The generalized triangular decomposition

Given a complex matrix $\mathbf{H}$, we consider the decomposition $\mathbf{H} = \mathbf{QRP}^*$, where $\mathbf{R}$ is upper triangular and $\mathbf{Q}$ and $\mathbf{P}$ have orthonormal columns. Special instances of this decomposition include the singular value decomposition (SVD) and the Schur decomposition where $\mathbf{R}$ is an upper triangular matrix with the eigenvalues of $\mathbf{H}$ on the diagonal.
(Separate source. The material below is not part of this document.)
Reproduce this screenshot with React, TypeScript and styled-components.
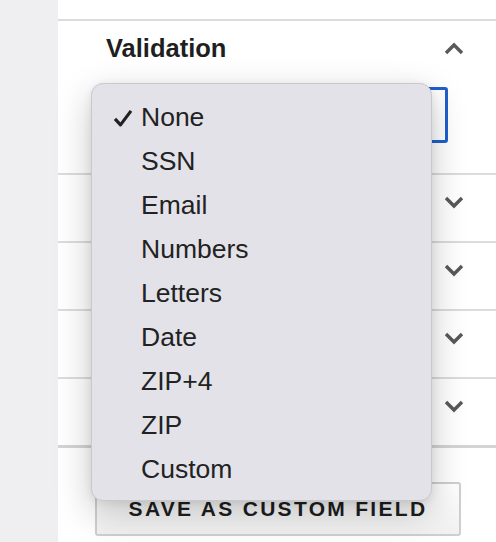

We show that any diagonal for $\mathbf{R}$ can be achieved that satisfies Weyl's multiplicative majorization conditions:

$\prod_{i=1}^k \vert r_{i}\vert \le \prod_{i=1}^k \sigma_i, \; \; 1 \le k < K, \quad \prod_{i=1}^K \vert r_{i}\vert = \prod_{i=1}^K \sigma_i,$

where $K$ is the rank of $\mathbf{H}$, $\sigma_i$ is the $i$-th largest singular value of $\mathbf{H}$, and $r_{i}$ is the $i$-th largest (in magnitude) diagonal element of $\mathbf{R}$. Given a vector $\mathbf{r}$ which satisfies Weyl's conditions, we call the decomposition $\mathbf{H} = \mathbf{QRP}^*$, where $\mathbf{R}$ is upper triangular with prescribed diagonal $\mathbf{r}$, the generalized triangular decomposition (GTD). A direct (nonrecursive) algorithm is developed for computing the GTD. This algorithm starts with the SVD and applies a series of permutations and Givens rotations to obtain the GTD. The numerical stability of the GTD update step is established. The GTD can be used to optimize the power utilization of a communication channel, while taking into account quality of service requirements for subchannels. Another application of the GTD is to inverse eigenvalue problems where the goal is to construct matrices with prescribed eigenvalues and singular values.